--- What this task involves ---
Nothing after the line with "const [view, setView]" belongs in the copy; extract the lines below from the top through that line, pictures left out.

--- Provided material ---
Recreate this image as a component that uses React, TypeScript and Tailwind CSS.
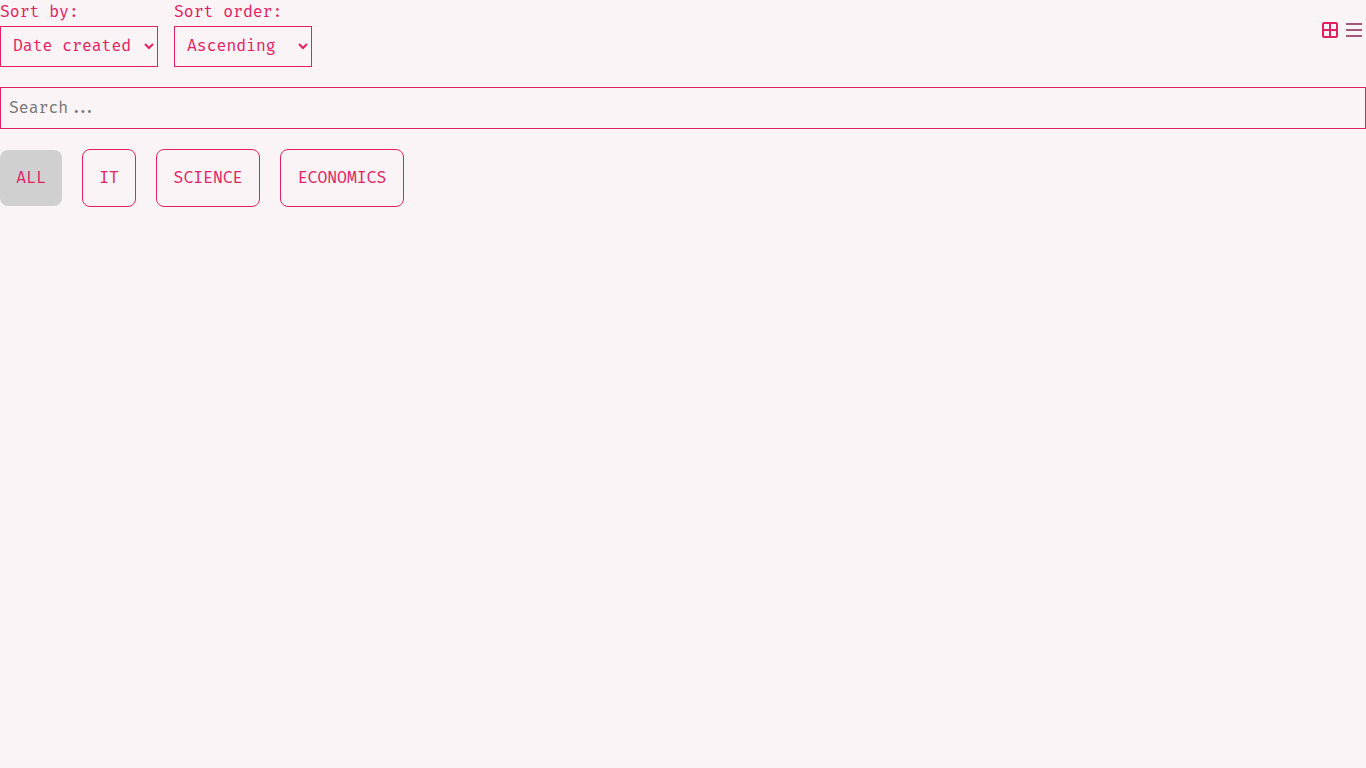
import { useState } from "react";

const categories = [
  { name: "ALL", width: "min-w-[62px]" },
  { name: "IT", width: "min-w-[54px]" },
  { name: "SCIENCE", width: "min-w-[104px]" },
  { name: "ECONOMICS", width: "min-w-[124px]" },
];

const selectClass = "h-[41px] border border-[#e12262] bg-transparent px-2 pb-0.5 outline-none";

export default function App() {
  const [active, setActive] = useState("ALL");
  const [view, setView] = useState("grid");

  return (
    <div className="min-h-screen bg-[#faf4f6] font-['Fira_Code','Fira_Mono','DejaVu_Sans_Mono',monospace] text-base text-[#e12262]">
      <header className="flex items-start justify-between">
        <div className="flex gap-4">
          <div className="flex flex-col gap-0.5">
            <label htmlFor="sort-by">Sort by:</label>
            <select id="sort-by" className={`${selectClass} min-w-[158px]`}>
              <option>Date created</option>
              <option>Title</option>
            </select>
          </div>
          <div className="flex flex-col gap-0.5">
            <label htmlFor="sort-order">Sort order:</label>
            <select id="sort-order" className={`${selectClass} min-w-[138px]`}>
              <option>Ascending</option>
              <option>Descending</option>
            </select>
          </div>
        </div>
        <div className="flex pt-[18px]">
          <button
            type="button"
            aria-label="Grid view"
            aria-pressed={view === "grid"}
            onClick={() => setView("grid")}
            className={view === "grid" ? "text-[#e12262]" : "text-[#a3577a]"}
          >
            <svg className="size-6" viewBox="0 0 24 24" fill="none" stroke="currentColor" strokeWidth="2">
              <rect x="5" y="5" width="14" height="14" rx="1" />
              <path d="M12 5v14M5 12h14" />
            </svg>
          </button>
          <button
            type="button"
            aria-label="List view"
            aria-pressed={view === "list"}
            onClick={() => setView("list")}
            className={view === "list" ? "text-[#e12262]" : "text-[#a3577a]"}
          >
            <svg className="size-6" viewBox="0 0 24 24" fill="none" stroke="currentColor" strokeWidth="2">
              <path d="M4 6h16M4 12h16M4 18h16" />
            </svg>
          </button>
        </div>
      </header>
      <input
        type="text"
        aria-label="Search"
        placeholder="Search..."
        className="mt-5 block h-[42px] w-full border border-[#e12262] bg-transparent px-2 outline-none placeholder:text-[#757575]"
      />
      <nav className="mt-5 flex flex-wrap items-center gap-5">
        {categories.map(({ name, width }) => (
          <button
            key={name}
            type="button"
            onClick={() => setActive(name)}
            className={`${width} rounded-lg p-4 ${
              name === active ? "bg-[#d0d0d0]" : "border border-[#e12262]"
            }`}
          >
            {name}
          </button>
        ))}
      </nav>
    </div>
  );
}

--- Complete output ---
Recreate this image as a component that uses React, TypeScript and Tailwind CSS.
import { useState } from "react";

const categories = [
  { name: "ALL", width: "min-w-[62px]" },
  { name: "IT", width: "min-w-[54px]" },
  { name: "SCIENCE", width: "min-w-[104px]" },
  { name: "ECONOMICS", width: "min-w-[124px]" },
];

const selectClass = "h-[41px] border border-[#e12262] bg-transparent px-2 pb-0.5 outline-none";

export default function App() {
  const [active, setActive] = useState("ALL");
  const [view, setView] = useState("grid");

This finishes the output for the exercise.